11: The image acquisition method according to claim 10,

wherein the outputting the excitation beam includes modulating a pulsed beam to generate the excitation beam.

12: The image acquisition method according to claim 11,

wherein the pulsed beam is a laser beam.

13: The image acquisition method according to claim 10,

wherein a minimum value in each period of the temporal waveform of the light intensity of the excitation beam is larger than 0.

14: The image acquisition method according to claim 13,

wherein the minimum value in each period of the temporal waveform of the light intensity of the excitation beam is larger than 0.1% and smaller than 20% of a maximum signal that can be received in the detecting the second harmonic.

15: The image acquisition method according to claim 10,

wherein the detecting the second harmonic includes generating a signal according to the light intensity of the fluorescence generated in the object to be observed, and outputting a second harmonic included in a temporal waveform of the signal.

16: The image acquisition method according to claim 10,

wherein in the detecting the second harmonic, a third harmonic included in the temporal waveform of the light intensity of the fluorescence generated in the object to be observed is further detected, and

in the generating the observation image, the observation image of the object to be observed is generated based on one or both of the second harmonic and the third harmonic.
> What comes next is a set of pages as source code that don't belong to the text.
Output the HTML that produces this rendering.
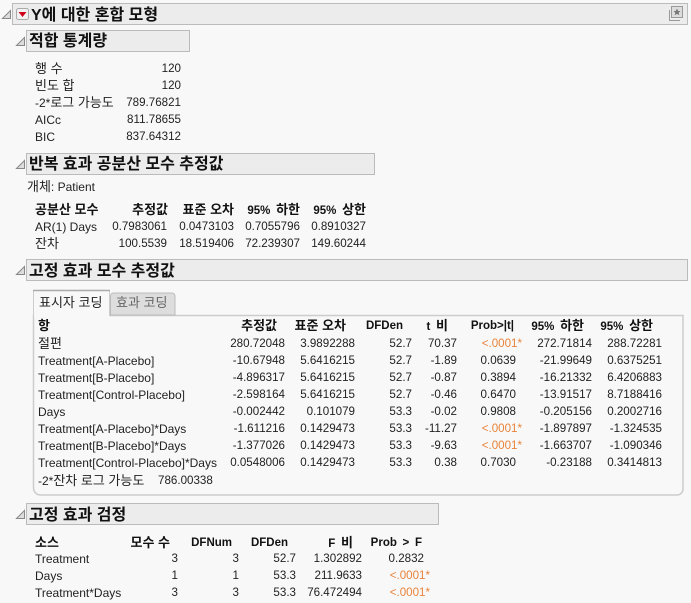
<!DOCTYPE html>
<html><head><meta charset="utf-8"><style>
html,body{margin:0;padding:0;background:#f8f8f8}
#p{position:relative;width:691px;height:603px;overflow:hidden;background:#f8f8f8;font-family:"Liberation Sans","Noto Sans CJK KR",sans-serif;font-size:12px;color:#222}
#p span{position:absolute;white-space:nowrap;line-height:16px;height:16px}
#p span[style*="right"]:not(.b){font-size:11.6px}
#p .b{font-weight:bold;color:#111;font-size:11.5px;word-spacing:2.5px}
#p .o{color:#e8843c}
#p .h{font-weight:bold;font-size:16px;line-height:20px;height:20px;color:#111}
k{font-size:13px;word-spacing:0}
#p .h k{font-size:16px}
.x{position:absolute;box-sizing:border-box;background:#ececec;border:1px solid #bbb}
svg{position:absolute}
</style></head><body><div id="p">
<div class="x" style="left:12px;top:3px;width:676px;height:22px"></div>
<div class="x" style="left:26px;top:30px;width:164px;height:22px"></div>
<div class="x" style="left:26px;top:153px;width:349px;height:22px"></div>
<div class="x" style="left:26px;top:259px;width:662px;height:22px"></div>
<div class="x" style="left:26px;top:503px;width:413px;height:22px"></div>

<svg style="left:0;top:0" width="691" height="603">
<g fill="#ddd" stroke="#888" stroke-width="1">
<path d="M2.5 18.5L10.5 10.5V18.5Z"/><path d="M16.5 45.5L24.5 37.5V45.5Z"/><path d="M16.5 168.5L24.5 160.5V168.5Z"/><path d="M16.5 274.5L24.5 266.5V274.5Z"/><path d="M16.5 518.5L24.5 510.5V518.5Z"/>
</g>
<rect x="16.5" y="8.5" width="12" height="11" rx="2" fill="#f2f2f2" stroke="#aaa"/>
<path d="M18.5 12H26.5L22.5 17Z" fill="#d0021b"/>
<rect x="671.5" y="6.5" width="11" height="11" fill="#ddd" stroke="#999"/>
<path d="M669.5 10V20.5H680" fill="none" stroke="#999"/>
<path d="M677 8.5L678.2 11H680.5L678.7 12.7L679.3 15.2L677 13.9L674.7 15.2L675.3 12.7L673.5 11H675.8Z" fill="#777"/>
<path d="M33.5 315.5V488a7 7 0 0 0 7 7H677a6 6 0 0 0 6-6V315.5Z" fill="#f8f8f8" stroke="#ccc" stroke-width="1.5"/>
<path d="M110.5 315V296a3 3 0 0 1 3-3H172a3 3 0 0 1 3 3V315Z" fill="#ddd" stroke="#bbb"/>
<path d="M33.5 315.5V290.5H109.5V315.5" fill="#f8f8f8" stroke="#ccc"/>
<path d="M33 290.5H110" stroke="#aaa" stroke-width="1.5"/>
<path d="M34 315.5H109" stroke="#f8f8f8" stroke-width="2"/>
</svg>

<span class="h" style="left:31px;top:6px">Y에 대한 혼합 모형</span>
<span class="h" style="left:29px;top:32px">적합 통계량</span>
<span class="h" style="left:29px;top:155px">반복 효과 공분산 모수 추정값</span>
<span class="h" style="left:29px;top:262px">고정 효과 모수 추정값</span>
<span class="h" style="left:29px;top:506px">고정 효과 검정</span>

<span style="left:35px;top:61px"><k>행 수</k></span><span style="right:510px;top:61px">120</span>
<span style="left:35px;top:78px"><k>빈도 합</k></span><span style="right:510px;top:78px">120</span>
<span style="left:35px;top:95px">-2*<k>로그 가능도</k></span><span style="right:510px;top:95px">789.76821</span>
<span style="left:35px;top:112px">AICc</span><span style="right:510px;top:112px">811.78655</span>
<span style="left:35px;top:129px">BIC</span><span style="right:510px;top:129px">837.64312</span>

<span style="left:27px;top:179px"><k>개체</k>: Patient</span>
<span class="b" style="left:35px;top:202px"><k>공분산 모수</k></span><span class="b" style="right:523px;top:202px"><k>추정값</k></span><span class="b" style="right:457px;top:202px"><k>표준 오차</k></span><span class="b" style="right:391px;top:202px">95% <k>하한</k></span><span class="b" style="right:325px;top:202px">95% <k>상한</k></span>
<span style="left:35px;top:219px">AR(1) Days</span><span style="right:524px;top:219px">0.7983061</span><span style="right:457px;top:219px">0.0473103</span><span style="right:391px;top:219px">0.7055796</span><span style="right:325px;top:219px">0.8910327</span>
<span style="left:35px;top:236px"><k>잔차</k></span><span style="right:524px;top:236px">100.5539</span><span style="right:457px;top:236px">18.519406</span><span style="right:391px;top:236px">72.239307</span><span style="right:325px;top:236px">149.60244</span>

<span style="left:39px;top:295px"><k>표시자 코딩</k></span><span style="left:116px;top:295px;color:#666"><k>효과 코딩</k></span>

<span class="b" style="left:38px;top:318px"><k>항</k></span><span class="b" style="right:414px;top:318px"><k>추정값</k></span><span class="b" style="right:345px;top:318px"><k>표준 오차</k></span><span class="b" style="right:288px;top:318px">DFDen</span><span class="b" style="right:243px;top:318px">t <k>비</k></span><span class="b" style="right:177px;top:318px">Prob&gt;|t|</span><span class="b" style="right:107px;top:318px">95% <k>하한</k></span><span class="b" style="right:38px;top:318px">95% <k>상한</k></span>

<span style="left:38px;top:336px"><k>절편</k></span><span style="right:406px;top:336px">280.72048</span><span style="right:336px;top:336px">3.9892288</span><span style="right:279px;top:336px">52.7</span><span style="right:234px;top:336px">70.37</span><span class="o" style="right:169px;top:336px">&lt;.0001*</span><span style="right:99px;top:336px">272.71814</span><span style="right:29px;top:336px">288.72281</span>
<span style="left:38px;top:353px">Treatment[A-Placebo]</span><span style="right:406px;top:353px">-10.67948</span><span style="right:336px;top:353px">5.6416215</span><span style="right:279px;top:353px">52.7</span><span style="right:234px;top:353px">-1.89</span><span style="right:175px;top:353px">0.0639</span><span style="right:99px;top:353px">-21.99649</span><span style="right:29px;top:353px">0.6375251</span>
<span style="left:38px;top:370px">Treatment[B-Placebo]</span><span style="right:406px;top:370px">-4.896317</span><span style="right:336px;top:370px">5.6416215</span><span style="right:279px;top:370px">52.7</span><span style="right:234px;top:370px">-0.87</span><span style="right:175px;top:370px">0.3894</span><span style="right:99px;top:370px">-16.21332</span><span style="right:29px;top:370px">6.4206883</span>
<span style="left:38px;top:387px">Treatment[Control-Placebo]</span><span style="right:406px;top:387px">-2.598164</span><span style="right:336px;top:387px">5.6416215</span><span style="right:279px;top:387px">52.7</span><span style="right:234px;top:387px">-0.46</span><span style="right:175px;top:387px">0.6470</span><span style="right:99px;top:387px">-13.91517</span><span style="right:29px;top:387px">8.7188416</span>
<span style="left:38px;top:404px">Days</span><span style="right:406px;top:404px">-0.002442</span><span style="right:336px;top:404px">0.101079</span><span style="right:279px;top:404px">53.3</span><span style="right:234px;top:404px">-0.02</span><span style="right:175px;top:404px">0.9808</span><span style="right:99px;top:404px">-0.205156</span><span style="right:29px;top:404px">0.2002716</span>
<span style="left:38px;top:421px">Treatment[A-Placebo]*Days</span><span style="right:406px;top:421px">-1.611216</span><span style="right:336px;top:421px">0.1429473</span><span style="right:279px;top:421px">53.3</span><span style="right:234px;top:421px">-11.27</span><span class="o" style="right:169px;top:421px">&lt;.0001*</span><span style="right:99px;top:421px">-1.897897</span><span style="right:29px;top:421px">-1.324535</span>
<span style="left:38px;top:438px">Treatment[B-Placebo]*Days</span><span style="right:406px;top:438px">-1.377026</span><span style="right:336px;top:438px">0.1429473</span><span style="right:279px;top:438px">53.3</span><span style="right:234px;top:438px">-9.63</span><span class="o" style="right:169px;top:438px">&lt;.0001*</span><span style="right:99px;top:438px">-1.663707</span><span style="right:29px;top:438px">-1.090346</span>
<span style="left:38px;top:455px">Treatment[Control-Placebo]*Days</span><span style="right:406px;top:455px">0.0548006</span><span style="right:336px;top:455px">0.1429473</span><span style="right:279px;top:455px">53.3</span><span style="right:234px;top:455px">0.38</span><span style="right:175px;top:455px">0.7030</span><span style="right:99px;top:455px">-0.23188</span><span style="right:29px;top:455px">0.3414813</span>
<span style="left:38px;top:473px">-2*<k>잔차 로그 가능도</k></span><span style="left:158px;top:473px;font-size:11.6px">786.00338</span>

<span class="b" style="left:35px;top:535px"><k>소스</k></span><span class="b" style="right:521px;top:535px"><k>모수 수</k></span><span class="b" style="right:459px;top:535px">DFNum</span><span class="b" style="right:403px;top:535px">DFDen</span><span class="b" style="right:338px;top:535px">F <k>비</k></span><span class="b" style="right:269px;top:535px">Prob &gt; F</span>
<span style="left:35px;top:551px">Treatment</span><span style="right:513px;top:551px">3</span><span style="right:452px;top:551px">3</span><span style="right:395px;top:551px">52.7</span><span style="right:329px;top:551px">1.302892</span><span style="right:267px;top:551px">0.2832</span>
<span style="left:35px;top:568px">Days</span><span style="right:513px;top:568px">1</span><span style="right:452px;top:568px">1</span><span style="right:395px;top:568px">53.3</span><span style="right:329px;top:568px">211.9633</span><span class="o" style="right:261px;top:568px">&lt;.0001*</span>
<span style="left:35px;top:585px">Treatment*Days</span><span style="right:513px;top:585px">3</span><span style="right:452px;top:585px">3</span><span style="right:395px;top:585px">53.3</span><span style="right:329px;top:585px">76.472494</span><span class="o" style="right:261px;top:585px">&lt;.0001*</span>
</div></body></html>
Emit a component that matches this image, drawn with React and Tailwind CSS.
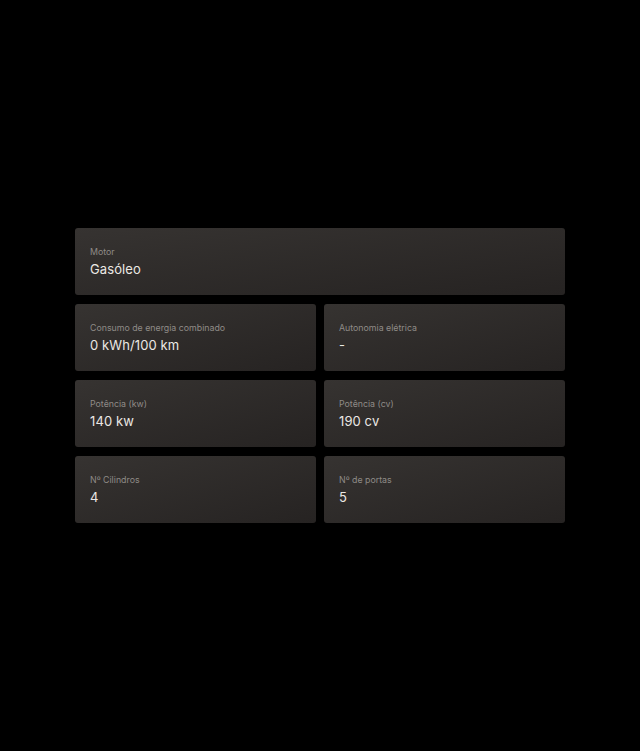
const specs = [
  [{ label: 'Motor', value: 'Gasóleo' }],
  [
    { label: 'Consumo de energia combinado', value: '0 kWh/100 km' },
    { label: 'Autonomia elétrica', value: '-' },
  ],
  [
    { label: 'Potência (kw)', value: '140 kw' },
    { label: 'Potência (cv)', value: '190 cv' },
  ],
  [
    { label: 'Nº Cilindros', value: '4' },
    { label: 'Nº de portas', value: '5' },
  ],
]

function SpecCard({ label, value }) {
  return (
    <div className="h-[67px] rounded-[3px] bg-gradient-to-br from-[#363331] to-[#262322] px-[15px] pt-[18px]">
      <div className="text-[8.8px] leading-[12px] text-[#8f8b87]">{label}</div>
      <div className="mt-[2px] text-[13px] leading-[18px] tracking-[0.1px] text-[#ebe8e4]">{value}</div>
    </div>
  )
}

export default function App() {
  return (
    <div
      className="min-h-[751px] bg-black flex items-center justify-center"
      style={{ fontFamily: 'Inter, "Open Sans", sans-serif' }}
    >
      <div className="w-[490px] flex flex-col gap-[9px]">
        {specs.map((row, i) => (
          <div key={i} className={row.length === 1 ? 'grid grid-cols-1' : 'grid grid-cols-2 gap-[8px]'}>
            {row.map((s) => (
              <SpecCard key={s.label} {...s} />
            ))}
          </div>
        ))}
      </div>
    </div>
  )
}
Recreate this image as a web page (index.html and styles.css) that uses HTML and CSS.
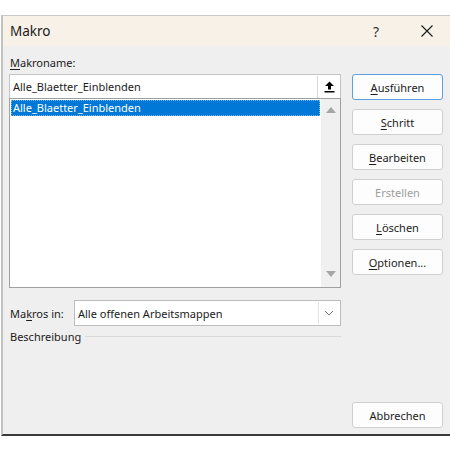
FILE: index.html
```html
<!DOCTYPE html>
<html lang="de">
<head>
<meta charset="utf-8">
<title>Makro</title>
<link rel="stylesheet" href="styles.css">
</head>
<body>
<div class="dialog">
  <div class="titlebar">
    <span class="title">Makro</span>
    <span class="help">?</span>
    <svg class="close" width="12" height="12" viewBox="0 0 12 12"><path d="M0.5 0.5 L11.5 11.5 M11.5 0.5 L0.5 11.5" stroke="#1a1a1a" stroke-width="1.1" fill="none"/></svg>
  </div>
  <div class="content">
    <div class="left">
      <div class="label"><u>M</u>akroname:</div>
      <div class="namebox">
        <span class="nametext">Alle_Blaetter_Einblenden</span>
        <span class="upbtn">
          <svg width="11" height="12" viewBox="0 0 11 12"><path d="M5.5 0.5 L10 5 L7 5 L7 8.5 L4 8.5 L4 5 L1 5 Z" fill="#000"/><rect x="0.5" y="10" width="10" height="1.5" fill="#000"/></svg>
        </span>
      </div>
      <div class="listbox">
        <div class="items">
          <div class="item selected">Alle_Blaetter_Einblenden</div>
        </div>
        <div class="scrollbar">
          <svg width="10" height="6" viewBox="0 0 10 6"><path d="M5 0 L10 6 L0 6 Z" fill="#a6a6a6"/></svg>
          <svg width="10" height="6" viewBox="0 0 10 6"><path d="M0 0 L10 0 L5 6 Z" fill="#a6a6a6"/></svg>
        </div>
      </div>
      <div class="inrow">
        <span class="inlabel">Ma<u>k</u>ros in:</span>
        <div class="select">
          <span class="seltext">Alle offenen Arbeitsmappen</span>
          <span class="selbtn">
            <svg width="10" height="6" viewBox="0 0 10 6"><path d="M1 1 L5 5 L9 1" stroke="#777" stroke-width="1" fill="none"/></svg>
          </span>
        </div>
      </div>
      <div class="desc">
        <span>Beschreibung</span>
        <span class="rule"></span>
      </div>
    </div>
    <div class="right">
      <button class="btn default"><u>A</u>usführen</button>
      <button class="btn"><u>S</u>chritt</button>
      <button class="btn"><u>B</u>earbeiten</button>
      <button class="btn disabled">Erstellen</button>
      <button class="btn"><u>L</u>öschen</button>
      <button class="btn"><u>O</u>ptionen...</button>
      <button class="btn cancel">Abbrechen</button>
    </div>
  </div>
</div>
</body>
</html>
```

FILE: styles.css
```css
html, body {
  margin: 0;
  padding: 0;
  background: #ffffff;
}
body {
  font-family: "Noto Sans", "Open Sans", sans-serif;
  font-size: 11px;
  color: #1b1b1b;
}
.dialog {
  margin-top: 15px;
  margin-left: 1px;
  width: 449px;
  height: 421px;
  box-sizing: border-box;
  border-top: 1px solid #c8c8c8;
  border-left: 2px solid #c2c2c2;
  border-bottom: 2px solid #3a3a3a;
  background: #efefef;
  display: flex;
  flex-direction: column;
}
.titlebar {
  height: 30px;
  background: #f8f1e8;
  display: flex;
  align-items: center;
  padding-left: 7px;
}
.title {
  font-size: 13.5px;
  flex: 1;
}
.help {
  font-size: 14px;
  color: #333;
  margin-right: 42px;
}
.close {
  margin-right: 17px;
}
.content {
  flex: 1;
  display: flex;
  gap: 11px;
  padding: 8px 5px 6px 6px;
}
.left {
  width: 332px;
  display: flex;
  flex-direction: column;
}
.label {
  height: 18px;
  line-height: 18px;
  padding-left: 1px;
  margin-bottom: 2px;
}
u { text-decoration-thickness: 1px; text-underline-offset: 2px; }
.namebox {
  height: 24px;
  box-sizing: border-box;
  border: 1px solid #c4c4c4;
  border-bottom: none;
  background: #fff;
  display: flex;
  align-items: center;
}
.nametext {
  flex: 1;
  padding-left: 3px;
}
.upbtn {
  width: 22px;
  height: 22px;
  border-left: 1px solid #d6d6d6;
  display: flex;
  align-items: center;
  justify-content: center;
}
.listbox {
  height: 190px;
  box-sizing: border-box;
  border: 1px solid #a0a0a0;
  background: #fff;
  display: flex;
}
.items {
  flex: 1;
  padding: 1px;
}
.item {
  height: 16px;
  line-height: 16px;
  padding-left: 2px;
}
.item.selected {
  background: #0078d7;
  color: #fff;
  outline: 1px dotted #7fb7e8;
  outline-offset: -1px;
}
.scrollbar {
  width: 19px;
  background: #f0f0f0;
  display: flex;
  flex-direction: column;
  justify-content: space-between;
  align-items: center;
  padding: 8px 0 10px;
}
.inrow {
  margin-top: 12px;
  display: flex;
  align-items: center;
  gap: 10px;
  height: 26px;
}
.inlabel {
  padding-left: 1px;
  width: 54px;
  white-space: nowrap;
}
.select {
  flex: 1;
  height: 26px;
  box-sizing: border-box;
  border: 1px solid #bdbdbd;
  background: #fff;
  display: flex;
  align-items: center;
}
.seltext {
  flex: 1;
  padding-left: 3px;
}
.selbtn {
  width: 20px;
  height: 22px;
  margin-right: 1px;
  border-left: 1px solid #e2e2e2;
  display: flex;
  align-items: center;
  justify-content: center;
}
.desc {
  margin-top: 2px;
  display: flex;
  align-items: center;
  gap: 4px;
  padding-left: 1px;
  height: 16px;
}
.rule {
  flex: 1;
  height: 1px;
  background: #d8d8d8;
}
.right {
  width: 91px;
  display: flex;
  flex-direction: column;
  gap: 9px;
  padding-top: 20px;
}
.btn {
  height: 26px;
  width: 91px;
  box-sizing: border-box;
  border: 1px solid #d0d0d0;
  border-radius: 3px;
  background: #fdfdfd;
  font-family: inherit;
  font-size: 11px;
  color: #1b1b1b;
  padding: 0;
}
.btn.default {
  border: 1px solid #5b9fdf;
}
.btn.disabled {
  color: #9d9d9d;
}
.btn.cancel {
  margin-top: auto;
}
```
17: The image acquisition method according to claim 10,

wherein the temporal waveform of the light intensity of the excitation beam output in the outputting the excitation beam includes a square root of a linear function of a sine wave, and

in the detecting the second harmonic, the second harmonic included in the temporal waveform of the light intensity of the fluorescence generated in the object to be observed due to a two-photon excitation by the irradiation with the excitation beam is detected.